Pick out the lines below that contain the string "React" and copy them all.
— Begin —
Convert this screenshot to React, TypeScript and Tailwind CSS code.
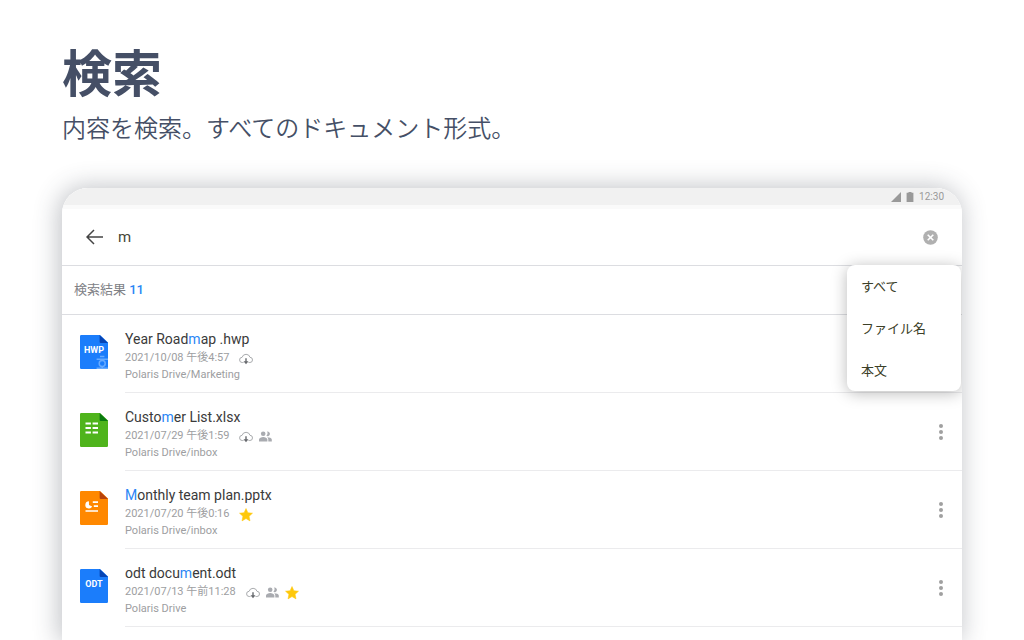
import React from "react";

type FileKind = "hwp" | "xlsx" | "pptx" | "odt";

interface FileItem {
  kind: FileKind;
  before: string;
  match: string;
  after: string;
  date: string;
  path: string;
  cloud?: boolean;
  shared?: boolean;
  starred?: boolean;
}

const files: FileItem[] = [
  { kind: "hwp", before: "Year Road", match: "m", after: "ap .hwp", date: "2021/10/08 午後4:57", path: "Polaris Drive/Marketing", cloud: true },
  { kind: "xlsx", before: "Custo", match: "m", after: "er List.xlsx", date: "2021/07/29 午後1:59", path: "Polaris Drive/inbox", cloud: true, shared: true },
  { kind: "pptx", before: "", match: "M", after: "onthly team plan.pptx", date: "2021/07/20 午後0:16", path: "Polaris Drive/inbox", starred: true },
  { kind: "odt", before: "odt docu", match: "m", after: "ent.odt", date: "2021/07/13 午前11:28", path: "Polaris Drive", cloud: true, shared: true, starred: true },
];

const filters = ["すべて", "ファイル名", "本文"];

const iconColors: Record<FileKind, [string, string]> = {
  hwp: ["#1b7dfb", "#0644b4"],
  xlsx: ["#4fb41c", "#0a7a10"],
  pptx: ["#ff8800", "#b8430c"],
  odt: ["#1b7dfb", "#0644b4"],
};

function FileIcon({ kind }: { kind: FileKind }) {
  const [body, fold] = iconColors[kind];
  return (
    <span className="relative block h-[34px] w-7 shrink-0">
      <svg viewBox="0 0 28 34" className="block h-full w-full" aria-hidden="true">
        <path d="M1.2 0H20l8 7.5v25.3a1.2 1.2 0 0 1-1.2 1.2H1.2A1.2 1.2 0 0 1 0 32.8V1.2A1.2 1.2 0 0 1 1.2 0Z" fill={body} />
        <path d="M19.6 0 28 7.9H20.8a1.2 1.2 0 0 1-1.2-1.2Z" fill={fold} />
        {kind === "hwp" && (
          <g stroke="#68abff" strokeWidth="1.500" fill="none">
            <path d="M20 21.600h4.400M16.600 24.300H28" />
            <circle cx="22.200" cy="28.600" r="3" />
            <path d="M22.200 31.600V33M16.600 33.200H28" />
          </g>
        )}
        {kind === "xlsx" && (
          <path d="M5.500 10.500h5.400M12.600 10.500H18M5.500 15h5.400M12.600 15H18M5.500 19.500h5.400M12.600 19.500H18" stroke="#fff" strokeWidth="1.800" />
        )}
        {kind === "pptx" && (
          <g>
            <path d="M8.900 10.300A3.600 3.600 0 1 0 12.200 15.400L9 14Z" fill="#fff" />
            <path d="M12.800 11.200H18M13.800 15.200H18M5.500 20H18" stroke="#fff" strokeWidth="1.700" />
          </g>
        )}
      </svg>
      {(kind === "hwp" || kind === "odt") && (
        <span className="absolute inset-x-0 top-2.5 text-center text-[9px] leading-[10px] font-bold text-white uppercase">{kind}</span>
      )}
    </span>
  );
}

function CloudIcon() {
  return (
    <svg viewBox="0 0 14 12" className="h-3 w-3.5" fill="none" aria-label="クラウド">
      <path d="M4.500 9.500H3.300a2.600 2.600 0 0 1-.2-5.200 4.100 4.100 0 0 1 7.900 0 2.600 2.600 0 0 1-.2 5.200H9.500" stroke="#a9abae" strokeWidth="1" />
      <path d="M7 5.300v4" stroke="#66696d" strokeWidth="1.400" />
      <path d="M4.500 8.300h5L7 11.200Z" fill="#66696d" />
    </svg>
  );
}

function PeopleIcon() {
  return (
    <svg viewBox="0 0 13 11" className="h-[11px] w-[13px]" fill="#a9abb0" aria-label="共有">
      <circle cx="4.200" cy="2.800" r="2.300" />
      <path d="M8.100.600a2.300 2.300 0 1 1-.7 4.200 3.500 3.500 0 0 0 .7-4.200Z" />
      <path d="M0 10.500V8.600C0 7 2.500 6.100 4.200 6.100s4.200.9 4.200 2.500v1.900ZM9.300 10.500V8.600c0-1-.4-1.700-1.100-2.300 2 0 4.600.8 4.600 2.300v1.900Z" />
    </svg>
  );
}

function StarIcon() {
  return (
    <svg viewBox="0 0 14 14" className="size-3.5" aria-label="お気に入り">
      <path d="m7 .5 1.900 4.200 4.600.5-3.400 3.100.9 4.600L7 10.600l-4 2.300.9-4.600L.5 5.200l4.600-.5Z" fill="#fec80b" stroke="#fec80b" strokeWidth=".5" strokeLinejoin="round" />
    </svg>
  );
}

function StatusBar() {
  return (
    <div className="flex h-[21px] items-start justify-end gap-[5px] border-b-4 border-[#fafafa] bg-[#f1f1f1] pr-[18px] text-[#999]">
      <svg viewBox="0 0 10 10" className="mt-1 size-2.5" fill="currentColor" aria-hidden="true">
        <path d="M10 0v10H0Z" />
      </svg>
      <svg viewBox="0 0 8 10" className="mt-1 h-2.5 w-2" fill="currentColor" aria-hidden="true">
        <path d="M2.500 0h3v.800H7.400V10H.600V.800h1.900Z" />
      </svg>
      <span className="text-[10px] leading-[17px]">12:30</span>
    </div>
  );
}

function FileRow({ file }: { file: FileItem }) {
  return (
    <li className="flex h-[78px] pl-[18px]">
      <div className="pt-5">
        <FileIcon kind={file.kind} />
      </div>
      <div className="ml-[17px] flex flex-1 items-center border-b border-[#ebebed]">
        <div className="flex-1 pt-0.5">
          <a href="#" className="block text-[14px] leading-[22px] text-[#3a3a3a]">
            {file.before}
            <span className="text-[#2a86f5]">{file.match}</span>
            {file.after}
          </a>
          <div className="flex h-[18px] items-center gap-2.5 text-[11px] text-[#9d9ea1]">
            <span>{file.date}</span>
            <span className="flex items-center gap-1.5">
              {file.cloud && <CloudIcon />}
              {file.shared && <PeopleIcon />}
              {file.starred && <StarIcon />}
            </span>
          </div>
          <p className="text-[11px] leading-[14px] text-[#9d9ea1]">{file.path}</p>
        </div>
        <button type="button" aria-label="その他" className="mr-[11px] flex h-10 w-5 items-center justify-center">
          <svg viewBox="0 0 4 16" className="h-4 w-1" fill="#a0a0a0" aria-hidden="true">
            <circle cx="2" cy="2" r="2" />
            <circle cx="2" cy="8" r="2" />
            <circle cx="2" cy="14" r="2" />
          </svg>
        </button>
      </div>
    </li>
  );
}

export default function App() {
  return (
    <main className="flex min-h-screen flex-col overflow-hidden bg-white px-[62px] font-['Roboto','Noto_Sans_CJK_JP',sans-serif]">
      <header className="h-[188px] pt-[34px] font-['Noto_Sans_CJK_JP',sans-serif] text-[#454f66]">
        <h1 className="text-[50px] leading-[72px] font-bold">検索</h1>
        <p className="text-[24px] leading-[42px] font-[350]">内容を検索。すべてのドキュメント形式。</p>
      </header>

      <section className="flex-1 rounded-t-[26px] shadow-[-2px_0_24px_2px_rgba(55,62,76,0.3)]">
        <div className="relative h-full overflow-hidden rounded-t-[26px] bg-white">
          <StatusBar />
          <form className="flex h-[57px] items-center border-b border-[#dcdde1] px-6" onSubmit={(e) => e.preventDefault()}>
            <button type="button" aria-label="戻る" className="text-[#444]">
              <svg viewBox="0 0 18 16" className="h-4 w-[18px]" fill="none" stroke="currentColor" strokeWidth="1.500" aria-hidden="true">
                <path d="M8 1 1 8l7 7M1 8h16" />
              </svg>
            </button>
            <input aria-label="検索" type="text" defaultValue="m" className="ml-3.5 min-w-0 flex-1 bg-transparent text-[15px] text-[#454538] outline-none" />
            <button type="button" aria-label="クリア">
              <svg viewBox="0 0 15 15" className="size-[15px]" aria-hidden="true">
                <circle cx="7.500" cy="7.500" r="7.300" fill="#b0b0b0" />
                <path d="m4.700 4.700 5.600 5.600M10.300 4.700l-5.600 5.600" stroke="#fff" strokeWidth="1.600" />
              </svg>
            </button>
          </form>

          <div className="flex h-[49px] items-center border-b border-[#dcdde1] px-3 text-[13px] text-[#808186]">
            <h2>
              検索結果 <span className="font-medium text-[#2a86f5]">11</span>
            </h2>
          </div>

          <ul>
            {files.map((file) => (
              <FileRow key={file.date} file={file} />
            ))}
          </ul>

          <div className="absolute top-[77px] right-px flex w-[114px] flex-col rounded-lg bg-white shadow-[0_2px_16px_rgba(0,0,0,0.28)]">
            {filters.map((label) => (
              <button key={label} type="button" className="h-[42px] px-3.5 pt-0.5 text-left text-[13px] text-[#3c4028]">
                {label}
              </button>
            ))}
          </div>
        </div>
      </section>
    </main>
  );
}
— End —
→ **ANSWER IN FULL**:
Convert this screenshot to React, TypeScript and Tailwind CSS code.
import React from "react";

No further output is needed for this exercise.